小児科や児童精神科などで診断、治療を受けることが出来ます。
大人になり気づいた場合には、精神科、精神神経科、診療内科になりますが、自前に電話で診てもらえるかどうかを確認してからが良いでしょう。
各都道府県の発達障害者支援センターなどで相談が出来ます。
治療には、薬と療育があります。
療育とは、障害を持っている場合に、社会的に自立することを目的とする医療と保育、訓練することを言います。
気づかずに大人になり、自分なりの工夫などで軽減されている場合があります。
医師のもとでの診断にも違いが出て来る場合がありますので、セカンドオピニオンなどで対応すると良いでしょう。
1990年代の後半、学校での集団教育において、小学校低学年の生徒が教師の言うことを聞かず、教室で勝手な行動をしたり、教室から許可なく退室してしまうなどの問題行動が目立ち、授業が成り立たない状況がありました。
そのことをマスコミが「学級崩壊」という言葉で表現しました。
もしかしたら、そのような子供たちの中に注意欠陥多動性の子供がいた可能性も否めません。
現在では、幼稚園、保育園時代から小学校へ上がる際に、注意欠陥多動性の症状などの聞き取り調査などを行うところもあります。

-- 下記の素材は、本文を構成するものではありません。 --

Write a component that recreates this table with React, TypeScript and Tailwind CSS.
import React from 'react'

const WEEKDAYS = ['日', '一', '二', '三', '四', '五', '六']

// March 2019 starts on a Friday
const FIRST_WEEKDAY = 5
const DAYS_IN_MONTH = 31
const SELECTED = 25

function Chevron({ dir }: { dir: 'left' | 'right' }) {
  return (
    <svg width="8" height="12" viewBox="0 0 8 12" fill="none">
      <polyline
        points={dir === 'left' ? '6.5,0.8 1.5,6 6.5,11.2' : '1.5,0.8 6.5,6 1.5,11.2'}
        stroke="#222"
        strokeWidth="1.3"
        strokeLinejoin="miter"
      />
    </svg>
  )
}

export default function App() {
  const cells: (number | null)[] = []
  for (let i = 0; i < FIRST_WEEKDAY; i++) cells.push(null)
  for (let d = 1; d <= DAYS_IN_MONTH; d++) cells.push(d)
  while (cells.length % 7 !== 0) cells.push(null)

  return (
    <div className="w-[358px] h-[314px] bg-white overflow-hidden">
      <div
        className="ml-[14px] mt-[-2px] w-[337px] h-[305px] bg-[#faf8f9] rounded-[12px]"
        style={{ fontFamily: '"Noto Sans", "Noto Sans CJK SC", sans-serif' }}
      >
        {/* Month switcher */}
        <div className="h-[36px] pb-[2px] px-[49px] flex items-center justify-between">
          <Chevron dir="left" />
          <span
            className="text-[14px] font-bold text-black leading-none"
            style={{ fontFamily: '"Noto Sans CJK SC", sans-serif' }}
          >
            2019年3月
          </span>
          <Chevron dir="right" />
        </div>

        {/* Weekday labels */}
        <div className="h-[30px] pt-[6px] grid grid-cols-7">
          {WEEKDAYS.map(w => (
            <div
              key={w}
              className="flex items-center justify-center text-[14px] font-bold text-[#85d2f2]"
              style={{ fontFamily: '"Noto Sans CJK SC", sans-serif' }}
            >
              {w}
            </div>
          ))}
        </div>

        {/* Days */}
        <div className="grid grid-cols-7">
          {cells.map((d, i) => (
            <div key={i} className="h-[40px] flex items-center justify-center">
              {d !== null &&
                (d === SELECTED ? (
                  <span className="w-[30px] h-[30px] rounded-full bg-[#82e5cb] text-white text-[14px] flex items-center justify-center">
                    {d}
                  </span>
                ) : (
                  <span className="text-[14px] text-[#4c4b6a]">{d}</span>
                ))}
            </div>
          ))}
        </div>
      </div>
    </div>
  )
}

集団生活を乱す行動が見られたり、他の子供に与える影響などを考慮してのことと思われます。
人当たりもよく、また交友関係も多く、人付き合いは上手なADHD傾向の方は、好きな分野の接客業も向いているようです。
フットワークが軽いため、出張が多いような仕事も特に苦にはならなくこなしていけると思います。
一人でコツコツと作業をするような事務的な仕事や、好きな分野以外での仕事はなかなか難しいかもしれません。
あくまで興味のあることの中で選ぶ方が、ストレスがなく仕事を続けられるのでお勧めです。
一方、アスペルガー症候群傾向の方は、仲間で仕事をするということにストレスを感じやすく、どちらかというと組織で働くのは向いていないと考えられます。
参考 【大人の発達障害】ADHD(注意欠陥多動性障害)やアスペルガー傾向がある人におすすめの仕事内容・職業は?
発達障害を持っている方には、稀な才能を発揮する場合があります。
エジソン、アインシュタイン、ビル・ゲイツ、坂本竜馬もADHDだったと言われています。
弱点や欠点を悪いものとかだめなものと認識するのではなく、克服するためにどのような工夫や対処の仕方を身に付けていくかという前向きな思いが大事だと思います。
障害を持っている人たちが自立するためには、周りの支援が必要です。
偏見や差別のない社会を作る為にも、お互いを理解し合うことが最も大切なことだと思います。